PROBLEM DESCRIPTION:
Reproduce the material below line by line, beginning with its first line and ending with the line that contains "FaTwitter, FaWhatsapp, FaYoutube"; leave out pictures.

PROVIDED DATA:

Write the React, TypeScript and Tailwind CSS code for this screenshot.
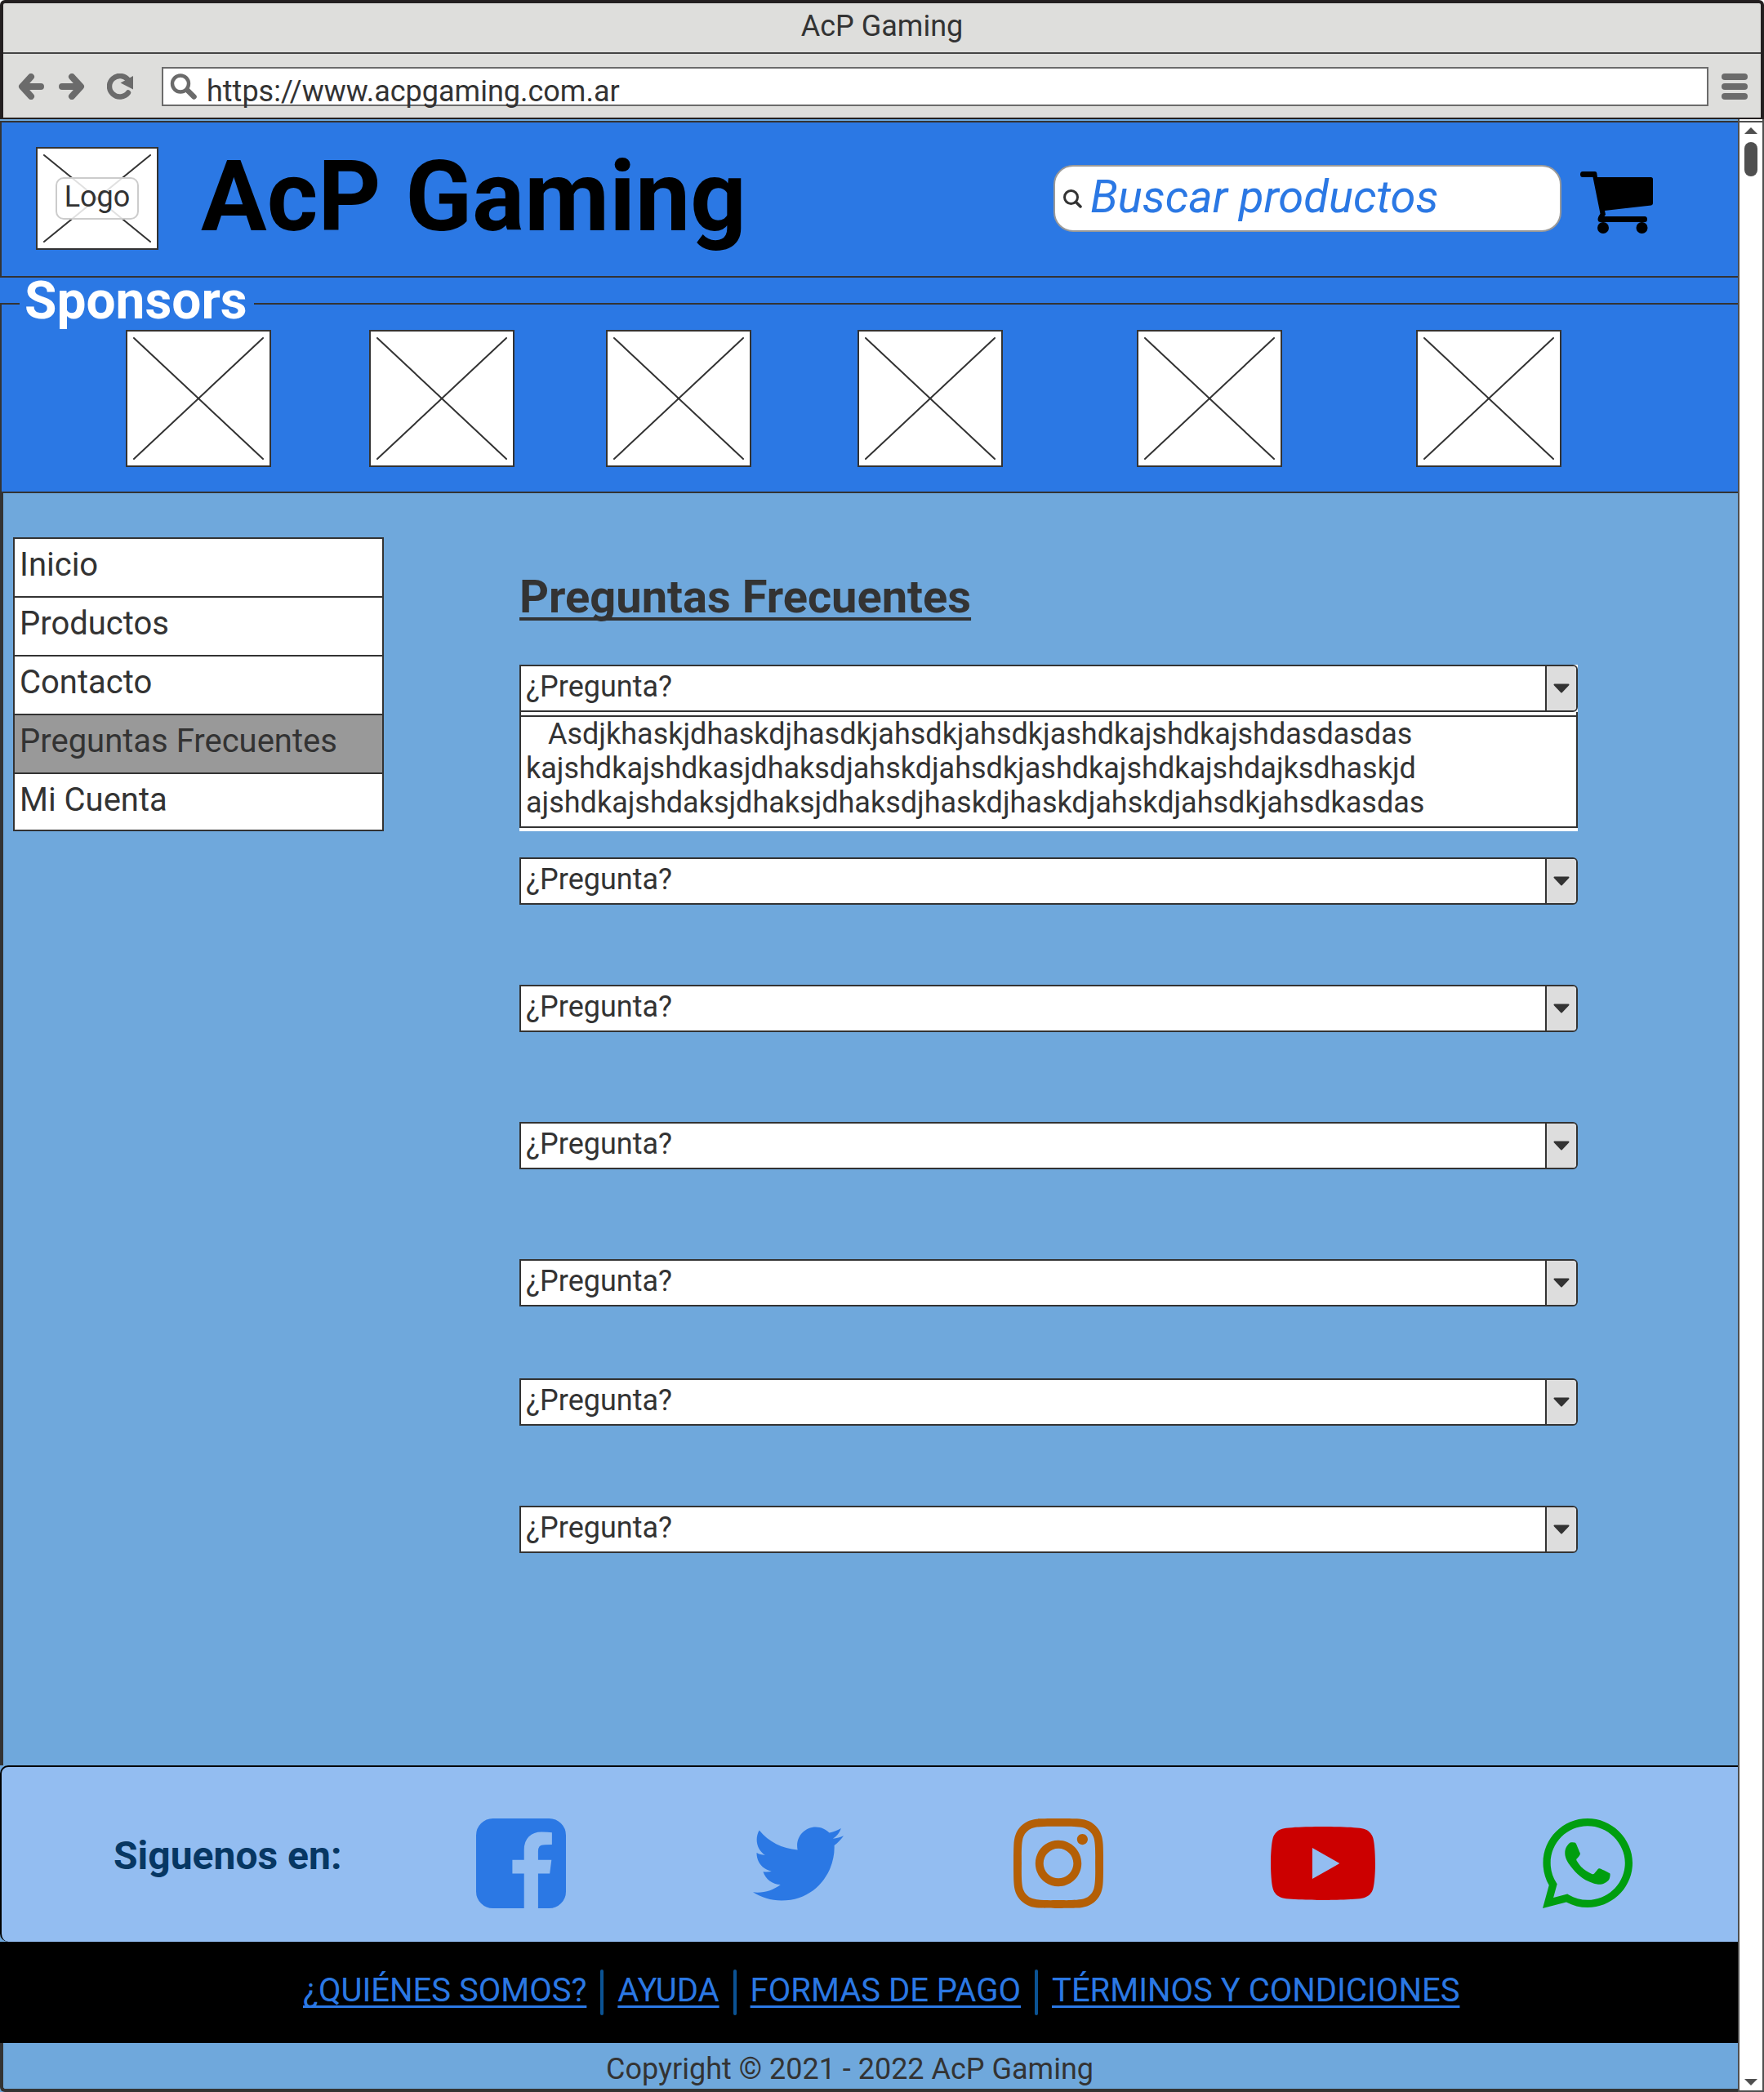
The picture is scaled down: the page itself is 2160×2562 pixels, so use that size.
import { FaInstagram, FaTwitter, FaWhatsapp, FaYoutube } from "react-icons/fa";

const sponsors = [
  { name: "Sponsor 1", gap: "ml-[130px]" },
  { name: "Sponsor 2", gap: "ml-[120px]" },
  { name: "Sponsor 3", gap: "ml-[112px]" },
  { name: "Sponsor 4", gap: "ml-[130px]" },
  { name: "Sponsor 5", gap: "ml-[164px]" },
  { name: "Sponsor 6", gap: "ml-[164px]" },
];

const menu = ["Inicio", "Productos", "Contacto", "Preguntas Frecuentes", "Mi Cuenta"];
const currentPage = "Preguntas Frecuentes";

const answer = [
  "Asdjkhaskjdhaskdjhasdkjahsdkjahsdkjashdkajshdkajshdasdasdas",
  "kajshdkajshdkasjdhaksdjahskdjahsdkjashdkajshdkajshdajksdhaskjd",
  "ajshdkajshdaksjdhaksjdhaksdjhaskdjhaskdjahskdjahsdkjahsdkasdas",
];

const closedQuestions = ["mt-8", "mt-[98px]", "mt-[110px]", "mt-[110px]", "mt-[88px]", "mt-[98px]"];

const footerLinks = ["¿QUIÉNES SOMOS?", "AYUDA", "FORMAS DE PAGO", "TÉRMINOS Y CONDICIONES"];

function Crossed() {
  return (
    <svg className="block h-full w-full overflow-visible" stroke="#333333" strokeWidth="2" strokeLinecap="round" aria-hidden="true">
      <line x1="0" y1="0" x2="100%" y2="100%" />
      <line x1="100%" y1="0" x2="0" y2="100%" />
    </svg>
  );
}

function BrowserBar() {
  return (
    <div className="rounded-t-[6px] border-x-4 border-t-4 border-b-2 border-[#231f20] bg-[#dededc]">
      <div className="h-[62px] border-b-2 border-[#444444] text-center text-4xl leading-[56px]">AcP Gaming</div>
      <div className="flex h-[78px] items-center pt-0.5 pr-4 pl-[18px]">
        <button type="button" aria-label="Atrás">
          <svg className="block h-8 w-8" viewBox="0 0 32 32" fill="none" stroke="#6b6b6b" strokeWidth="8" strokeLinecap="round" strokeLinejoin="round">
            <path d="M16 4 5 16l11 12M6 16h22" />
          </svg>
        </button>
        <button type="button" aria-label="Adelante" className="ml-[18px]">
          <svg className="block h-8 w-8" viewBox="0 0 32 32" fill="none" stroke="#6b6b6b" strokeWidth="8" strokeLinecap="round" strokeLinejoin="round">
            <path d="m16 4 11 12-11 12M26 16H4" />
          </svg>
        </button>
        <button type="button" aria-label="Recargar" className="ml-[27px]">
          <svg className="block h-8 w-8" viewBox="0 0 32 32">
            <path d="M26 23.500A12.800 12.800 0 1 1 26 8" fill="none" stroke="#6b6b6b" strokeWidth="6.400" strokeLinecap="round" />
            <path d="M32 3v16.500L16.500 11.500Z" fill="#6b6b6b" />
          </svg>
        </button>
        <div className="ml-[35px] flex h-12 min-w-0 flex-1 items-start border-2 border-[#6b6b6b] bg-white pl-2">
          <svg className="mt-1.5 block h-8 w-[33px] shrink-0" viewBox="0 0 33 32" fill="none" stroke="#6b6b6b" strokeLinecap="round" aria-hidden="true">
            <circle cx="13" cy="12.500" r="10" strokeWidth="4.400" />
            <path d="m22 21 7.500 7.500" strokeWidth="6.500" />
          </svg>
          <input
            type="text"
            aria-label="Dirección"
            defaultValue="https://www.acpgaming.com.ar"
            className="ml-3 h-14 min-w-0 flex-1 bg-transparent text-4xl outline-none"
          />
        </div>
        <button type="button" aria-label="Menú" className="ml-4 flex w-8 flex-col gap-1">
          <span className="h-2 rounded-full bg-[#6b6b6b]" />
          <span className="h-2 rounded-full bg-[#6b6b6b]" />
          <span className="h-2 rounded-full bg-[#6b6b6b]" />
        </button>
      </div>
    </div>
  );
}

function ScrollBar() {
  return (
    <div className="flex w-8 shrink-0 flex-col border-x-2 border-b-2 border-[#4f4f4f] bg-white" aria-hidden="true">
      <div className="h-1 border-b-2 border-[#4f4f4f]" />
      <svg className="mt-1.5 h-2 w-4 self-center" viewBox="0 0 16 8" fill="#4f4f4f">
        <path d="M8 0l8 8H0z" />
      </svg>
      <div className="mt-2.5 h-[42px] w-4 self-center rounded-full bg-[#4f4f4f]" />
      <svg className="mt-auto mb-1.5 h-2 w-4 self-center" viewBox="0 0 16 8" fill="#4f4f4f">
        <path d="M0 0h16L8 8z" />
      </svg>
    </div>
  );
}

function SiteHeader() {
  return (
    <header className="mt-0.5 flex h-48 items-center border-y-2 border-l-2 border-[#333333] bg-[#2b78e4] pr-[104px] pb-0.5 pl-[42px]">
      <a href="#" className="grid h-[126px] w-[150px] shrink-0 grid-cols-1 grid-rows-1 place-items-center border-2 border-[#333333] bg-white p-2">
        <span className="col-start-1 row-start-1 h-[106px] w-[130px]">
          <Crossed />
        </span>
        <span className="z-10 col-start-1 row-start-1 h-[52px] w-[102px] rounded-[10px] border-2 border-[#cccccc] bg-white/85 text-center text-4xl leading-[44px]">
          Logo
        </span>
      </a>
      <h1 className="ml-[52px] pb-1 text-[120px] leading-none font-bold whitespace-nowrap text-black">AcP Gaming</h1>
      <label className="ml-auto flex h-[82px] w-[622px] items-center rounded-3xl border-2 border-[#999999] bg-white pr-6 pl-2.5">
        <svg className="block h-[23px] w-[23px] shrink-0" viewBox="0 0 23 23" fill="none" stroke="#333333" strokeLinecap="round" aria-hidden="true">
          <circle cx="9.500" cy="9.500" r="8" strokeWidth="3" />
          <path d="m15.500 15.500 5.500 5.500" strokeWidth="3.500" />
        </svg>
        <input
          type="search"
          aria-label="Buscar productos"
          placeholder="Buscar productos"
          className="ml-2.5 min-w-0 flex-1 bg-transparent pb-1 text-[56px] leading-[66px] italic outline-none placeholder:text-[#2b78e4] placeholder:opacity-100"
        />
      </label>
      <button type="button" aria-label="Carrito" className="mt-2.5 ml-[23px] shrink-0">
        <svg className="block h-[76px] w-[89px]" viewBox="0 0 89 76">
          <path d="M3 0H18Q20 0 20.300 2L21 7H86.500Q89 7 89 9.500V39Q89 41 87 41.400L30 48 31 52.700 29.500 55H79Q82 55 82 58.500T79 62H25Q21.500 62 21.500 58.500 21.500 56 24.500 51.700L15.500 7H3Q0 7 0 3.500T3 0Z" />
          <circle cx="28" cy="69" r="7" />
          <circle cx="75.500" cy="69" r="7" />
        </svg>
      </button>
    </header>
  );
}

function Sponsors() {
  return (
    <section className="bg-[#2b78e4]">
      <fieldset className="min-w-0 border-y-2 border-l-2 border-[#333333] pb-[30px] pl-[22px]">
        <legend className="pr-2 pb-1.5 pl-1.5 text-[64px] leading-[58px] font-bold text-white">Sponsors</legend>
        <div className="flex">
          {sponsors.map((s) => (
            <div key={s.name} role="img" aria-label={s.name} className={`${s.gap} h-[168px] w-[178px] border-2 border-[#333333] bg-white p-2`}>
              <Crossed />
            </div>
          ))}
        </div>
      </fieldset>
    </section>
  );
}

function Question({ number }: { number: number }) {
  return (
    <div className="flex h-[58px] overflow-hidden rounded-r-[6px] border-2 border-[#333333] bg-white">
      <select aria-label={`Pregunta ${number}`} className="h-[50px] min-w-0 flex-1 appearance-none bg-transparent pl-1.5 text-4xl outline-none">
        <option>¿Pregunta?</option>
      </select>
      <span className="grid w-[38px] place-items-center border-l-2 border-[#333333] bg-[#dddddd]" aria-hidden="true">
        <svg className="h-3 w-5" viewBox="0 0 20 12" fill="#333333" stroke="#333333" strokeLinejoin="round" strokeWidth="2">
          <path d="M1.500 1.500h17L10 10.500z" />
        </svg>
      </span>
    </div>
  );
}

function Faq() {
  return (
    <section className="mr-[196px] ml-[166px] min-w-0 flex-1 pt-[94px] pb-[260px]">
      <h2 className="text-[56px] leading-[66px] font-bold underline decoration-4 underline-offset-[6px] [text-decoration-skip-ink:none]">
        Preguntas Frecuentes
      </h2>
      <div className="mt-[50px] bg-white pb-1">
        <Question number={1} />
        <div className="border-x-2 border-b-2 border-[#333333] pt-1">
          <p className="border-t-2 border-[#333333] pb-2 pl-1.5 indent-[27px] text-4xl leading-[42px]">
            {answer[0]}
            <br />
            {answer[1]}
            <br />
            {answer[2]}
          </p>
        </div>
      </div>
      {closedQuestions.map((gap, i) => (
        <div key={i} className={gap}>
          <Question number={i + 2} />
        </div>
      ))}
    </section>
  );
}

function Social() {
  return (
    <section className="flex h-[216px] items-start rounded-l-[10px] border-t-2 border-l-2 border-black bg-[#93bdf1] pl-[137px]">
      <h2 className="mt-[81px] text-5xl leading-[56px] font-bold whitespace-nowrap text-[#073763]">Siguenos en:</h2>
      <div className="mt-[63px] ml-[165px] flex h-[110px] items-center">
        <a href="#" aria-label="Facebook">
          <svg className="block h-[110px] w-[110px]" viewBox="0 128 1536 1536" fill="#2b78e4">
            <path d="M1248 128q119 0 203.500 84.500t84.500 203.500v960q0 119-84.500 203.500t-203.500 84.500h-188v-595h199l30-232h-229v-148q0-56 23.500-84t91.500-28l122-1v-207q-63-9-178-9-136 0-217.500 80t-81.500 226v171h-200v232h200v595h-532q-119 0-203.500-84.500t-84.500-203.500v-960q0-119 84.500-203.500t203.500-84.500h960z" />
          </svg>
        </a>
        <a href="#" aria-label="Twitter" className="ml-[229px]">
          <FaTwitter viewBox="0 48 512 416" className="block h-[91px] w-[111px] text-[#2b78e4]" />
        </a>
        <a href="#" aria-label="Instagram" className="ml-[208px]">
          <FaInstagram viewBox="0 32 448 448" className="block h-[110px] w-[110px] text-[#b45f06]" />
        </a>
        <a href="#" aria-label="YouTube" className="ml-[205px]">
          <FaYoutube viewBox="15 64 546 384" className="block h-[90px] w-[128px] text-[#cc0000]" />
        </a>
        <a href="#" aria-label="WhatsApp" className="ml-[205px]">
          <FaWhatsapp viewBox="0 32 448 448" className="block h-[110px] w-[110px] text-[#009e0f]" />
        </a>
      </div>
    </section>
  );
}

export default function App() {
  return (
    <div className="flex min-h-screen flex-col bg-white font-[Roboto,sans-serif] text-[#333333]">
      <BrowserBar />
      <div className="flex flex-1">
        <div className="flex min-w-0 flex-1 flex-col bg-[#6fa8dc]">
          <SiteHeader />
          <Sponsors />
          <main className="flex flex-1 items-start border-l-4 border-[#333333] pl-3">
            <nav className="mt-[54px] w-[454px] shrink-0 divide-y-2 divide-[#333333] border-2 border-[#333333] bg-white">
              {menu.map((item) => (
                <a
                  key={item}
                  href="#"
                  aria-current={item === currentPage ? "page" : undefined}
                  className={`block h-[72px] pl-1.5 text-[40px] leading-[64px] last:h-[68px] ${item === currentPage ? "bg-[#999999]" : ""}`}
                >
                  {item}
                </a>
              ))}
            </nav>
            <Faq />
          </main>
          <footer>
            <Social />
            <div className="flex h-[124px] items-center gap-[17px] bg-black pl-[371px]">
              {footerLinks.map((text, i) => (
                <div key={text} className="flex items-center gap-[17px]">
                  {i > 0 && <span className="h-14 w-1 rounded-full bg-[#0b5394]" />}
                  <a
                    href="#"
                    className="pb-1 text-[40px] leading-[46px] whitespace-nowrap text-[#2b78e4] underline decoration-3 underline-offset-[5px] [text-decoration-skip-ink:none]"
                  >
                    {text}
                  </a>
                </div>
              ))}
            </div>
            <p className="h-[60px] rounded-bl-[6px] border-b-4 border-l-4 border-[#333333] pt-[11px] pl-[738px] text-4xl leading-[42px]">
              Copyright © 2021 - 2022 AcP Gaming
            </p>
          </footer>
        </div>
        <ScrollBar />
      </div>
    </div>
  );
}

RESULT FOR THIS EXERCISE:
Write the React, TypeScript and Tailwind CSS code for this screenshot.
The picture is scaled down: the page itself is 2160×2562 pixels, so use that size.
import { FaInstagram, FaTwitter, FaWhatsapp, FaYoutube } from "react-icons/fa";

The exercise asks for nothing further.